The Baobab Network, a Nairobi-based accelerator that invests in early-stage tech companies across Africa, has announced its latest cohort of four investees, each of which secures US$50,000 in funding.
The Baobab Network has been accelerating startups with capacity building and fundraising since 2019, and accepted its last cohort at the beginning of March. It has now upped its standard investment to US$50,000, and invested in four more ventures. This takes the size of its portfolio to 29 startups across 11 countries.
The selected ventures include two from South Africa, namely Lemon, a platform enabling businesses to purchase industrial supplies with ease; and Local Knowledge, a travel-tech startup supporting digital travellers to explore Africa and enrich the lives of locals.
Also selected are Nigerian marketing tech platform Oval Interactive, and Ethiopia’s Shemach, a marketplace making it easier for small retailers to order, warehouse and pay for inventory.
The newest cohort joined a three-month intensive growth programme at the end of June, all receiving US$50,000 in funding as well as access to an intense programme of growth support.
“We spent our first few years in the market trying to test our model and ensure that we are able to deliver real value to African founders and put in the prerequisite processes required to scale it,” said Christine Namara, programme lead at The Baobab Network.
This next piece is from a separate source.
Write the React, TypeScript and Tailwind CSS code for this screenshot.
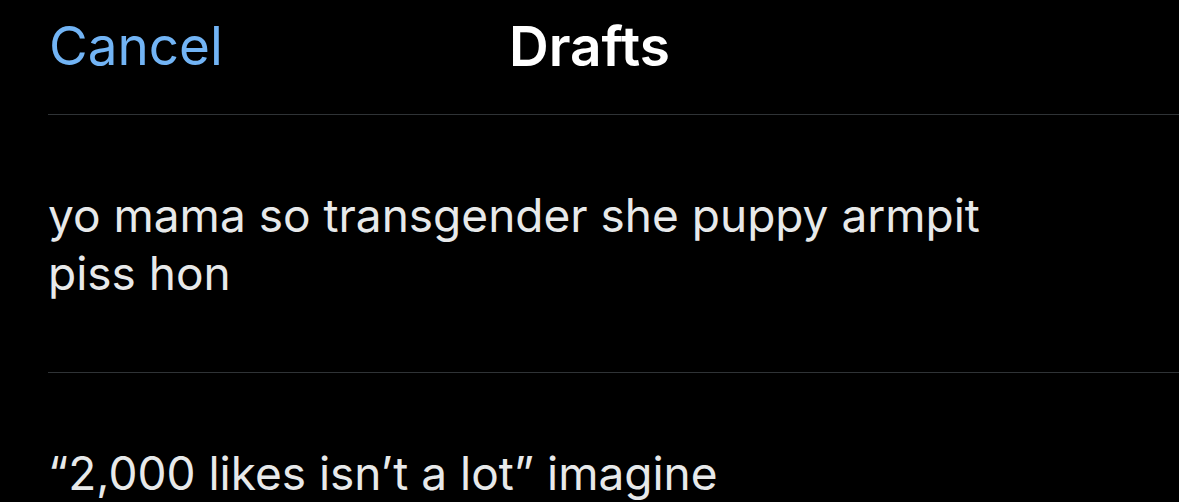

“Starting earlier in 2022, we launched our first cohort fully with the understanding that we are able to repeat the process of delivering value at scale for African founders and we are very proud of the quality of startups that came out of that. We made it part of the process to close with a demo day, and we have been quite pleased with the traction our founders have gotten from the last one we had. Our companies have gone on to raise more than US$50 million in follow-on funding since we first launched our accelerator in 2019, so the model is definitely working.”
Applications are open now for The Baobab Network’s first cohort of 2023.